CATATAN LAIN SESUDAH AKSI WALKOUT
OLEH Tarli Nugroho
Berbarengan dengan Rapat Paripurna pengesahan RUU Pemilu kemarin, sejumlah nama besar dalam dakwaan kasus korupsi e-KTP dengan terdakwa Irman dan Sugiharto tiba-tiba lenyap dalam vonis hakim Pengadilan Tipikor kemarin. Kalau ada yang bertanya tentang arti penersangkaan SN, vonis di Pengadilan Tipikor hari Kamis, 20 Juli 2017 kemarin ini bisa dijadikan salah satu alat baca.
Sebagai sekutu penting penguasa, SN tentu tidak akan pernah dikorbankan. Jika dia dijerat, maka ada banyak sekutu lainnya yang juga akan terjerat. Dan itu bisa mendestabilisasi sokongan terhadap kekuasaan. Namanya, bersama nama dua gubernur dan menteri terbukti hilang dari vonis Irman dan Sugiharto. Dalam vonis hakim itu tinggal AK saja yang bisa disebut sebagai nama besar. AK adalah mantan ketua parlemen yang kebetulan juga mantan rival SN dalam Munaslub Golkar tempo hari.
Jadi, apakah penersangkaan SN hanyalah hiburan semu buat publik–sebagaimana penilaian beberapa pihak yang bisa membaca politik dengan teliti, atau memang sungguh-sungguh?! Kita akan mengujinya dalam proses pra-peradilan yang mungkin akan segera diajukan SN atas pemberian status tersangka tersebut.

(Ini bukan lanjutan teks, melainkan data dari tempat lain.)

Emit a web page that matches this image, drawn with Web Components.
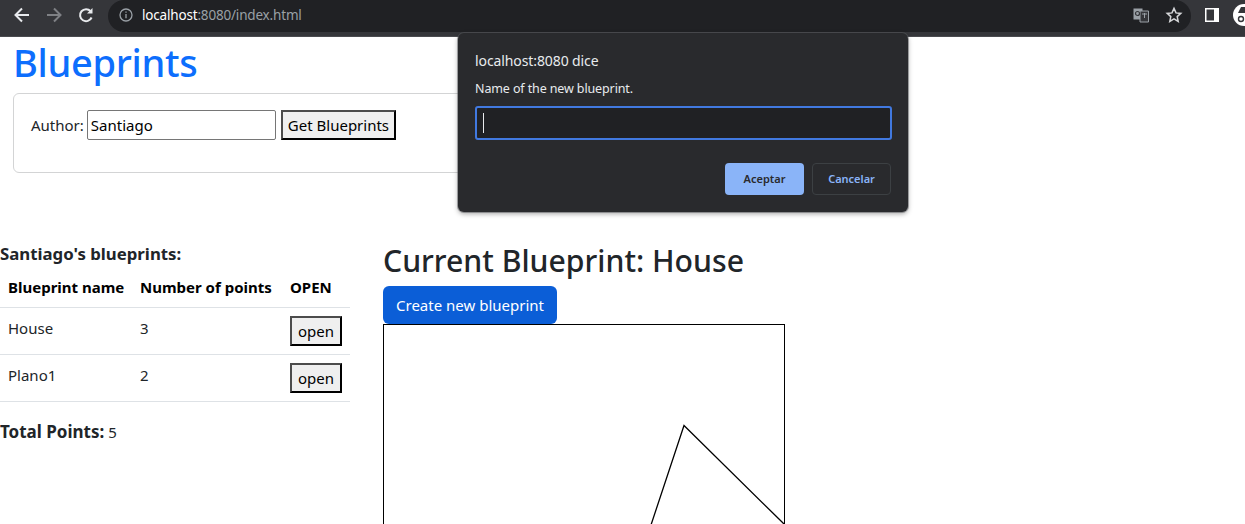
<!DOCTYPE html>
<html>
<head>
<meta charset="utf-8">
<title>Blueprints</title>
<style>
html, body { margin: 0; height: 100%; overflow: hidden; background: #fff; }
body { font-family: "Noto Sans", "Open Sans", sans-serif; position: relative; }
</style>
</head>
<body>
<browser-bar url-host="localhost" url-rest=":8080/index.html"></browser-bar>
<blueprints-app></blueprints-app>
<prompt-dialog title="localhost:8080 dice" message="Name of the new blueprint."></prompt-dialog>

<script>
window.customElements.define(
	'browser-bar',
	class extends HTMLElement {
		constructor() {
			super();
			const root = this.attachShadow({ mode: 'open' });
			root.innerHTML = `
				<style>
					:host { display: flex; align-items: center; height: 36px; background: #35363a; border-bottom: 1px solid #4a4b4f; box-sizing: content-box; font-family: "Noto Sans", sans-serif; }
					.nav { display: flex; align-items: center; gap: 12px; padding-left: 12px; margin-top: -6px; width: 96px; box-sizing: border-box; flex: none; }
					.omnibox { flex: 1; display: flex; align-items: center; height: 32px; margin-top: -4px; background: #202124; border-radius: 16px; padding: 0 8px 2px 10px; box-sizing: border-box; margin-left: 12px; }
					.url { font-size: 13.5px; letter-spacing: -0.18px; color: #9aa0a6; margin-left: 8px; flex: 1; white-space: nowrap; }
					.url b { font-weight: 400; color: #fff; }
					.right { display: flex; align-items: center; margin-top: -6px; width: 54px; flex: none; overflow: hidden; }
					svg { display: block; flex: none; }
				</style>
				<div class="nav">
					<svg width="20" height="20" viewBox="0 0 20 20" fill="none" stroke="#e8eaed" stroke-width="2"><path d="M17 10H4M10 3.500L3.500 10l6.500 6.500"/></svg>
					<svg width="20" height="20" viewBox="0 0 20 20" fill="none" stroke="#7f8185" stroke-width="2"><path d="M3 10h13M10 3.500l6.500 6.500-6.500 6.500"/></svg>
					<svg width="20" height="20" viewBox="0 0 20 20" fill="none" stroke="#e8eaed" stroke-width="2"><path d="M15.600 12.500A6 6 0 1 1 14.600 6.200"/><path d="M16.500 3v5.500H11z" fill="#e8eaed" stroke="none"/></svg>
				</div>
				<div class="omnibox">
					<svg width="16" height="16" viewBox="0 0 16 16" fill="none" stroke="#9aa0a6" stroke-width="1.3"><circle cx="8" cy="8" r="6"/><path d="M8 7v4.200M8 4.400v1.400"/></svg>
					<span class="url"><b>${this.getAttribute('url-host')}</b>${this.getAttribute('url-rest')}</span>
					<svg width="18" height="18" viewBox="0 0 18 18"><path d="M1.500 2.500h9v11h-9z" fill="#9aa0a6"/><path d="M8 5h8.500v11H8z" fill="#35363a" stroke="#9aa0a6"/><circle cx="5.500" cy="7.500" r="2" fill="none" stroke="#35363a" stroke-width="1.200"/><path d="M10 8h5M12.500 7v5" stroke="#9aa0a6" fill="none"/></svg>
					<svg style="margin-left:15px" width="18" height="18" viewBox="0 0 18 18" fill="none" stroke="#d5d6d8" stroke-width="1.500"><path d="M9 2.400l2 4.500 4.800.5-3.600 3.200 1 4.800L9 12.900l-4.200 2.500 1-4.800L2.200 7.400 7 6.900z"/></svg>
				</div>
				<div class="right">
					<svg style="margin-left:14px" width="14" height="14" viewBox="0 0 14 14"><path d="M0 0h14v14H0z" fill="#fff"/><path d="M1.500 1.500h7.500v11H1.500z" fill="#35363a"/></svg>
					<svg style="margin-left:14px" width="22" height="22" viewBox="0 0 22 22"><circle cx="11" cy="11" r="11" fill="#fff"/><path d="M5 9l3-6h6l3 6z" fill="#35363a"/><circle cx="8" cy="15" r="2.500" fill="none" stroke="#35363a" stroke-width="1.400"/></svg>
				</div>
			`;
		}
	}
);

window.customElements.define(
	'plain-button',
	class extends HTMLElement {
		constructor() {
			super();
			const root = this.attachShadow({ mode: 'open' });
			root.innerHTML = `
				<style>
					:host { display: inline-flex; }
					button { font: inherit; color: #000; background: #efefef; border: 2px solid; border-color: #4c4c4c #000 #000 #4c4c4c; border-radius: 0; padding: 0 var(--pad, 6px); height: 30px; margin: 0; white-space: nowrap; }
				</style>
				<button><slot></slot></button>
			`;
		}
	}
);

window.customElements.define(
	'author-form',
	class extends HTMLElement {
		constructor() {
			super();
			const root = this.attachShadow({ mode: 'open' });
			root.innerHTML = `
				<style>
					:host { display: block; width: 500px; height: 80px; box-sizing: border-box; margin-left: 13px; border: 1px solid #d3d4d5; border-radius: 6px; padding: 16px 17px; font-size: 15px; color: #212529; --pad: 5px; }
					.row { display: flex; align-items: center; gap: 3px; height: 30px; }
					.input { box-sizing: border-box; width: 189px; height: 30px; display: flex; align-items: center; border: 1px solid #767676; border-radius: 2px; padding: 0 3px; color: #000; margin-right: 2px; }
				</style>
				<div class="row">
					<span>Author:</span>
					<div class="input">Santiago</div>
					<plain-button>Get Blueprints</plain-button>
				</div>
			`;
		}
	}
);

window.customElements.define(
	'blueprints-table',
	class extends HTMLElement {
		constructor() {
			super();
			const root = this.attachShadow({ mode: 'open' });
			const rows = JSON.parse(this.getAttribute('rows'));
			root.innerHTML = `
				<style>
					:host { display: block; width: 350px; font-size: 15px; color: #000; }
					.tr { display: grid; grid-template-columns: 132px 150px 1fr; padding-left: 8px; border-bottom: 1px solid #dee2e6; box-sizing: content-box; }
					.head { height: 41px; align-items: center; font-weight: 700; font-size: 15px; }
					.body { height: 46px; }
					.body span { padding-top: 10px; color: #212529; }
					.body plain-button { margin-top: 8px; }
				</style>
				<div class="tr head"><span>Blueprint name</span><span>Number of points</span><span>OPEN</span></div>
				${rows.map(r => `<div class="tr body"><span>${r[0]}</span><span>${r[1]}</span><div><plain-button>open</plain-button></div></div>`).join('')}
			`;
		}
	}
);

window.customElements.define(
	'blueprint-canvas',
	class extends HTMLElement {
		constructor() {
			super();
			const root = this.attachShadow({ mode: 'open' });
			root.innerHTML = `
				<style>
					:host { display: block; width: 402px; height: 200px; box-sizing: border-box; border: 1px solid #000; border-bottom: 0; overflow: hidden; }
					svg { display: block; }
				</style>
				<svg width="400" height="199" viewBox="0 0 400 199" fill="none" stroke="#000" stroke-width="1.3"><path d="M264 209L300 100.500L400 199"/></svg>
			`;
		}
	}
);

window.customElements.define(
	'blueprints-app',
	class extends HTMLElement {
		constructor() {
			super();
			const root = this.attachShadow({ mode: 'open' });
			root.innerHTML = `
				<style>
					:host { display: block; color: #212529; }
					h1 { margin: 0 0 0 13px; height: 56px; font-size: 38px; line-height: 51px; font-weight: 500; color: #0d6efd; letter-spacing: -0.3px; }
					.columns { display: flex; margin-top: 45px; }
					.left { width: 350px; flex: none; margin-right: 33px; padding-top: 24px; }
					.left h3 { margin: 0; font-size: 16.800px; line-height: 24px; font-weight: 700; }
					.total { margin-top: 18px; font-size: 15px; line-height: 24px; }
					.total b { font-size: 17px; }
					.right { flex: 1; padding-top: 23px; }
					h2 { margin: 0 0 5px; font-size: 30.200px; line-height: 40px; font-weight: 500; }
					.primary { display: block; box-sizing: border-box; width: 174px; height: 38px; border: 0; border-radius: 6px; background: #0b5ed7; color: #fff; font: inherit; font-size: 15px; padding: 0; }
				</style>
				<h1>Blueprints</h1>
				<author-form></author-form>
				<div class="columns">
					<div class="left">
						<h3>Santiago's blueprints:</h3>
						<blueprints-table rows='[["House",3],["Plano1",2]]'></blueprints-table>
						<div class="total"><b>Total Points:</b> 5</div>
					</div>
					<div class="right">
						<h2>Current Blueprint: House</h2>
						<button class="primary">Create new blueprint</button>
						<blueprint-canvas></blueprint-canvas>
					</div>
				</div>
			`;
		}
	}
);

window.customElements.define(
	'prompt-dialog',
	class extends HTMLElement {
		constructor() {
			super();
			const root = this.attachShadow({ mode: 'open' });
			root.innerHTML = `
				<style>
					:host { position: absolute; left: 458px; top: 33px; width: 450px; height: 179px; box-sizing: border-box; padding: 16px 17px; background: #292a2d; border-radius: 6px; box-shadow: 0 0 0 1px rgba(90,92,96,.5), 0 2px 5px rgba(0,0,0,.35); color: #e8eaed; font-family: "Noto Sans", sans-serif; display: flex; flex-direction: column; }
					.title { font-size: 14px; line-height: 24px; letter-spacing: -0.1px; }
					.msg { font-size: 12.500px; line-height: 18px; margin-top: 7px; letter-spacing: -0.12px; }
					.field { box-sizing: border-box; height: 34px; margin-top: 8px; width: 417px; background: #202124; border: 2px solid #4179e0; border-radius: 3px; padding: 5px 6px; }
					.caret { width: 1px; height: 20px; background: #e8eaed; }
					.buttons { display: flex; justify-content: flex-end; gap: 8px; margin-top: 23px; }
					button { box-sizing: border-box; width: 79px; height: 32px; border-radius: 4px; font: inherit; font-size: 11px; font-weight: 600; padding: 0 0 2px; }
					.ok { background: #8ab4f8; color: #292a2d; border: 0; }
					.cancel { background: transparent; color: #8ab4f8; border: 1px solid #3c4043; }
				</style>
				<div class="title">${this.getAttribute('title')}</div>
				<div class="msg">${this.getAttribute('message')}</div>
				<div class="field"><div class="caret"></div></div>
				<div class="buttons">
					<button class="ok">Aceptar</button>
					<button class="cancel">Cancelar</button>
				</div>
			`;
		}
	}
);
</script>
</body>
</html>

Pertanyaan berikutnya, kalau SN memang tidak akan pernah dikorbankan, lalu apa perlunya menersangkakan dia–selain untuk memberi hiburan buat publik yang sedang panas dengan debat Perppu Ormas?!
Penersangkaan SN menurut saya hanyalah untuk memberi pesan penting bahwa SN yang sekutu dekat dan punya jabatan tinggi saja bisa ditersangkakan, apalagi yang lain!?!

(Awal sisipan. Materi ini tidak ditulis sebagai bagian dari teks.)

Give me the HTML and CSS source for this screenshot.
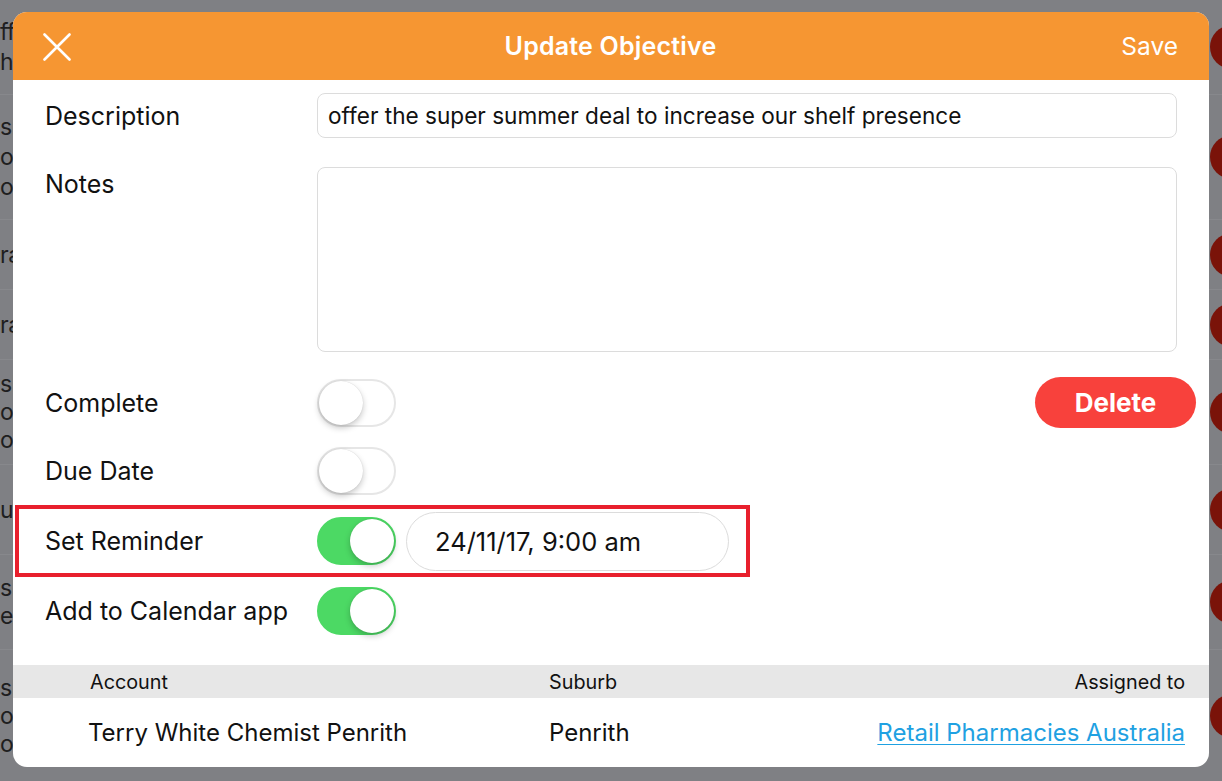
FILE: index.html
```html
<!DOCTYPE html>
<html lang="en">
<head>
<meta charset="utf-8">
<title>Update Objective</title>
<link rel="stylesheet" href="styles.css">
</head>
<body>
<div class="backdrop">
  <div class="bg-row r1"><div class="bg-text"><span>ffe</span><span>he</span></div><span class="bg-dot"></span></div>
  <div class="bg-row r2"><div class="bg-text"><span>sl</span><span>os</span><span>o</span></div><span class="bg-dot"></span></div>
  <div class="bg-row r3"><div class="bg-text"><span>ra</span></div><span class="bg-dot"></span></div>
  <div class="bg-row r4"><div class="bg-text"><span>ra</span></div><span class="bg-dot"></span></div>
  <div class="bg-row r5"><div class="bg-text tight"><span>sl</span><span>os</span><span>o</span></div><span class="bg-dot"></span></div>
  <div class="bg-row r6"><div class="bg-text"><span>ut</span></div><span class="bg-dot"></span></div>
  <div class="bg-row r7"><div class="bg-text tight"><span>sl</span><span>ex</span></div><span class="bg-dot"></span></div>
  <div class="bg-row r8"><div class="bg-text tight"><span>sl</span><span>os</span><span>o</span></div><span class="bg-dot"></span></div>
</div>

<div class="modal">
  <header class="modal-header">
    <button class="close-btn" aria-label="Close">
      <svg width="28" height="28" viewBox="0 0 28 28"><path d="M1.5 1.5 L26.5 26.5 M26.5 1.5 L1.5 26.5" stroke="#fff" stroke-width="2.6" stroke-linecap="round" fill="none"/></svg>
    </button>
    <h1 class="modal-title">Update Objective</h1>
    <button class="save-btn">Save</button>
  </header>

  <div class="form">
    <div class="field field-desc">
      <label class="label">Description</label>
      <div class="input">offer the super summer deal to increase our shelf presence</div>
    </div>
    <div class="field field-notes">
      <label class="label">Notes</label>
      <div class="textarea"></div>
    </div>
    <div class="field switch-row row-complete">
      <label class="label">Complete</label>
      <span class="switch"><span class="knob"></span></span>
      <button class="delete-btn">Delete</button>
    </div>
    <div class="field switch-row row-due">
      <label class="label">Due Date</label>
      <span class="switch"><span class="knob"></span></span>
    </div>
    <div class="field switch-row row-reminder">
      <label class="label">Set Reminder</label>
      <span class="switch on"><span class="knob"></span></span>
      <div class="date-pill">24/11/17, 9:00 am</div>
    </div>
    <div class="field switch-row row-calendar">
      <label class="label">Add to Calendar app</label>
      <span class="switch on"><span class="knob"></span></span>
    </div>
  </div>

  <div class="table">
    <div class="table-head">
      <span>Account</span>
      <span>Suburb</span>
      <span class="right">Assigned to</span>
    </div>
    <div class="table-row">
      <span>Terry White Chemist Penrith</span>
      <span class="suburb">Penrith</span>
      <a class="right link" href="#">Retail Pharmacies Australia</a>
    </div>
  </div>
</div>
</body>
</html>
```
FILE: styles.css
```css
* { box-sizing: border-box; }

html, body {
  margin: 0;
  padding: 0;
}

body {
  width: 1222px;
  height: 781px;
  overflow: hidden;
  background: #7f8084;
  font-family: "Inter", "Noto Sans", "Liberation Sans", sans-serif;
  color: #111;
  position: relative;
}

/* ---------- dimmed page behind the modal ---------- */
.backdrop {
  display: flex;
  flex-direction: column;
  width: 1222px;
}

.bg-row {
  display: flex;
  align-items: center;
  justify-content: space-between;
  border-bottom: 1px solid #87888c;
}
.r1 { height: 95px; }
.r2 { height: 125px; }
.r3 { height: 70px; }
.r4 { height: 70px; }
.r5 { height: 105px; }
.r6 { height: 90px; }
.r7 { height: 95px; }
.r8 { height: 131px; border-bottom: none; }

.bg-text {
  display: flex;
  flex-direction: column;
  font-size: 23px;
  line-height: 30px;
  color: #1e1e20;
  margin-left: 0;
  letter-spacing: -0.5px;
  white-space: nowrap;
}
.bg-text.tight { line-height: 28px; }

.bg-dot {
  width: 44px;
  height: 44px;
  border-radius: 50%;
  background: #7a1309;
  margin-right: -32px;
  flex: none;
}

/* ---------- modal ---------- */
.modal {
  position: absolute;
  left: 13px;
  top: 12px;
  width: 1196px;
  height: 755px;
  background: #fff;
  border-radius: 14px;
  overflow: hidden;
  display: flex;
  flex-direction: column;
}

.modal-header {
  height: 68px;
  flex: none;
  background: #f69632;
  display: grid;
  grid-template-columns: 1fr auto 1fr;
  align-items: center;
  padding: 0 31px 0 30px;
  color: #fff;
}

.close-btn {
  justify-self: start;
  background: none;
  border: 0;
  padding: 0;
  width: 28px;
  height: 28px;
  display: flex;
  margin-top: 1px;
}

.modal-title {
  margin: 0;
  font-size: 25px;
  font-weight: 600;
  letter-spacing: 0.2px;
}

.save-btn {
  justify-self: end;
  background: none;
  border: 0;
  padding: 0;
  color: #fff;
  font-family: inherit;
  font-size: 24.5px;
  font-weight: 400;
}

/* ---------- form ---------- */
.form {
  display: flex;
  flex-direction: column;
  padding-top: 13px;
}

.field {
  display: flex;
  padding-left: 32px;
}

.label {
  width: 272px;
  flex: none;
  font-size: 25px;
  color: #111;
}

.field-desc { align-items: center; }

.input {
  width: 860px;
  height: 45px;
  border: 1px solid #dcdcdc;
  border-radius: 8px;
  padding: 0 10px;
  display: flex;
  align-items: center;
  font-size: 22.6px;
  color: #111;
  white-space: nowrap;
}

.field-notes {
  margin-top: 29px;
  align-items: flex-start;
}
.field-notes .label { padding-top: 2px; }

.textarea {
  width: 860px;
  height: 185px;
  border: 1px solid #dcdcdc;
  border-radius: 8px;
}

.switch-row {
  align-items: center;
}

.row-complete {
  margin-top: 16px;
  height: 69px;
  padding-right: 13px;
}
.row-due { height: 68px; }
.row-reminder {
  height: 72px;
  margin-left: 2px;
  width: 735px;
  border: 4px solid #e8202d;
  padding-left: 26px;
}
.row-calendar { height: 68px; }

.switch {
  width: 79px;
  height: 48px;
  border-radius: 24px;
  border: 2px solid #e6e6e6;
  background: #fff;
  position: relative;
  flex: none;
}
.switch .knob {
  position: absolute;
  top: 0;
  left: 0;
  width: 44px;
  height: 44px;
  border-radius: 50%;
  background: #fff;
  box-shadow: 0 3px 6px rgba(0,0,0,0.22), 0 0 1px rgba(0,0,0,0.18);
}
.switch.on {
  background: #4cd964;
  border-color: #4cd964;
}
.switch.on .knob {
  left: auto;
  right: 0;
}

.delete-btn {
  margin-left: auto;
  width: 161px;
  height: 51px;
  border: 0;
  border-radius: 26px;
  background: #f8413c;
  color: #fff;
  font-family: inherit;
  font-size: 26px;
  font-weight: 700;
}

.date-pill {
  margin-left: 10px;
  width: 323px;
  height: 59px;
  border: 1px solid #dcdcdc;
  border-radius: 30px;
  display: flex;
  align-items: center;
  padding-left: 28px;
  font-size: 25.5px;
  color: #111;
}

/* ---------- table ---------- */
.table {
  margin-top: 20px;
  display: flex;
  flex-direction: column;
}

.table-head,
.table-row {
  display: grid;
  grid-template-columns: 459px 1fr auto;
  align-items: center;
  padding: 0 24px 0 77px;
}

.table-head {
  height: 33px;
  background: #e7e7e7;
  font-size: 19.8px;
  color: #111;
}

.table-row {
  height: 69px;
  font-size: 24px;
  color: #111;
  padding-left: 75px;
  grid-template-columns: 461px 1fr auto;
}

.right { justify-self: end; }

.link {
  color: #1fa1e2;
  text-decoration: underline;
  text-underline-offset: 3px;
  text-decoration-thickness: 1px;
}
```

Itu adalah pesan penting bagi mitra koalisi penguasa dan pihak yang selama ini mengaku netral. Pesan itu bukan hanya berlaku untuk momen Paripurna RUU Pemilu kemarin saja, tapi juga momen-momen lainnya, terutama dalam penentuan konfigurasi politik menjelang Pemilu 2019 nanti.

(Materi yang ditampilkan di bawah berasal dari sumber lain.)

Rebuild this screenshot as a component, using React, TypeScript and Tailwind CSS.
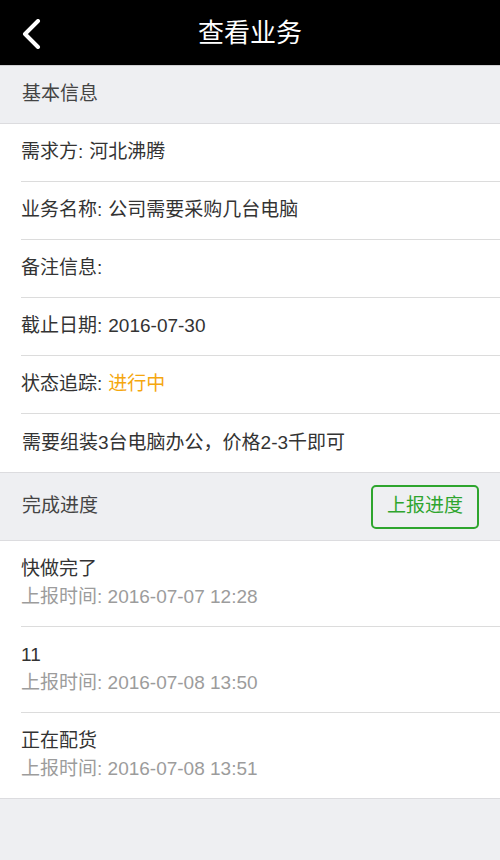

Jadi, meskipun PAN sudah berani walkout dinihari tadi, begitu juga dengan Demokrat, tak berarti dua partai itu nantinya otomatis akan “berani” untuk bermitra dengan Gerindra dan PKS dalam Pemilu 2019. Di luar kemungkinan pembatalan pasal tentang Presidential Threshold 20% oleh Mahkamah Konstitusi dalam uji materi nanti, kemungkinan bahwa Pilpres 2019 hanya akan menghasilkan calon tunggal memang masih sangat terbuka lebar.
Itu juga sebabnya saya tidak bisa memberi kredit bagus pada KPK atas tindakan menersangkakan SN. Kita masih harus melihat ujung semua ini dulu.